There are, however, a number of economic, technological and
environmental impediments to the commercialisation of oil shale as a future
source of oil. Oil shale is surface-mined, and in its natural state does not
contain any liquid hydrocarbons. It requires heating and distillation before
the shale yields an oil-like product. This process is energy intensive,
resulting in a high level of greenhouse gas emissions and other air pollutants
such as hydrogen sulphide. The process is also reportedly water intensive.

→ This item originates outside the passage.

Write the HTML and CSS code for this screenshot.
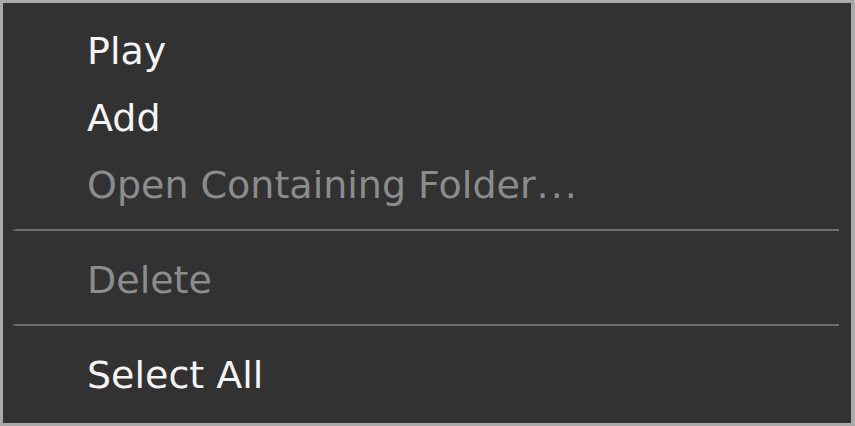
FILE: index.html
```html
<!DOCTYPE html>
<html lang="en">
  <head>
    <meta charset="UTF-8" />
    <meta name="viewport" content="width=device-width, initial-scale=1.0" />
    <title>Context Menu</title>
    <link rel="stylesheet" href="styles.css">
  </head>
  <body>
    <ul class="menu">
      <li class="item">Play</li>
      <li class="item">Add</li>
      <li class="item disabled">Open Containing Folder<span class="dots">...</span></li>
      <li class="separator"></li>
      <li class="item disabled">Delete</li>
      <li class="separator"></li>
      <li class="item">Select All</li>
    </ul>
  </body>
</html>
```

FILE: styles.css
```css
html,
body {
  margin: 0;
  height: 100%;
  overflow: hidden;
}
body {
  font-family: "DejaVu Sans", Verdana, sans-serif;
  background: #a9a9a9;
}
.menu {
  box-sizing: border-box;
  width: 855px;
  height: 426px;
  margin: 0;
  padding: 15px 0 0;
  list-style: none;
  background: #323232;
  border: 3px solid #a9a9a9;
  border-right-width: 4px;
}
.item {
  padding-left: 84px;
  font-size: 38px;
  line-height: 67px;
  height: 67px;
  color: #f4f4f4;
  white-space: nowrap;
  &.disabled {
    color: #8c8c8c;
  }
  .dots {
    margin-left: 1px;
    letter-spacing: 2px;
  }
}
.separator {
  height: 2px;
  margin: 10px 12px 16px 9px;
  background: #6e6e6e;
  border-left: 3px solid #4a4a4a;
}
```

Although a number of attempts have been made to produce economically
viable oil from shale, so far none have proved successful. The latest attempt
to trial commercially viable oil-from-shale was by Southern Pacific Petroleum
and its sister company, Central Pacific Minerals. Working on the Stuart oil
deposits, the project produced trial quantities of shale oil using a new
process developed by a Canadian company, Suncor, a company active in tar sands
The Stage 1 pilot plant began construction in 1998 and was designed to
produce 4,500 barrels per day from 6,000 tonnes of shale (1.33 tonnes per
barrel). The pilot project involved the shale being mined, crushed and fed into
a four stage process which incorporated rotary kilns, similar to those used to
manufacture cement. The process involved:
- a flash dryer operating at 150 degrees centigrade to reduce the
moisture content to 8-10 per cent;
- heating to 250 degrees centigrade in a rotary kiln;
- heating to 500 degrees centigrade in another furnace to crack the
kerogen to yield hydrocarbons as gases that are then distilled into products as
in a normal refinery; and
- the remaining carbonised rock is ignited with oxygen to 750
degrees centigrade in another furnace that provides the heat for the preceding
A major impediment to the commercial viability of oil shale production
is that the volume of overburden removed to access the shale is comparable to
the volume of shale mined. In addition, the waste shale from the furnaces
expands by approximately 10 per cent and the mine site is not large enough to
receive the spent shale and returned overburden. If the project is operated on
a large scale, this becomes a large and costly problem.
Southern Pacific Petroleum, until quite recently, has been having
difficulty raising the required funds and the project has effectively been on
hold. In November 2006 however, a United States based company, Sandefer Capital
Partners, indicated a willingness to advance A$51 million to the project:
The money is earmarked for both working
capital needs and upping the Stage 1 plant to its 4,500-bbl/d design capacity,
as well as advancing design and development of Stage 2 – the 'commercial' stage
– which would expand productive capacity to some 15,000 bbl/d (as per
Suncor's original schedule).
The committee sought information from several sources about the
economics of shale oil production. Dr Brian Fisher, Executive Director of ABARE
said that if CO2 emissions are internalised, the cost of producing shale oil is
'about $US70-$US95 a barrel, so shale oil is a long way out of the money at
Mr Lex Creemers, however, said that:
... world wide only some 5-10 shale oil reserves could be
considered economically viable at a price of $US40 per barrel back at 1986
prices... the good news for Australia was that four of those reserves are located
in Queensland, so if there were to be any serious development of shale oil,
chances are, it would take place here.
Committee comments on shale oil
The committee notes that shale oil could theoretically make a
significant contribution towards meeting Australia's transport fuel
requirements. However, there are formidable technical issues to be resolved
before this is likely to take place. The committee particularly notes Dr Brian Fisher's
assessment that shale oil is 'well out of the money at this stage'.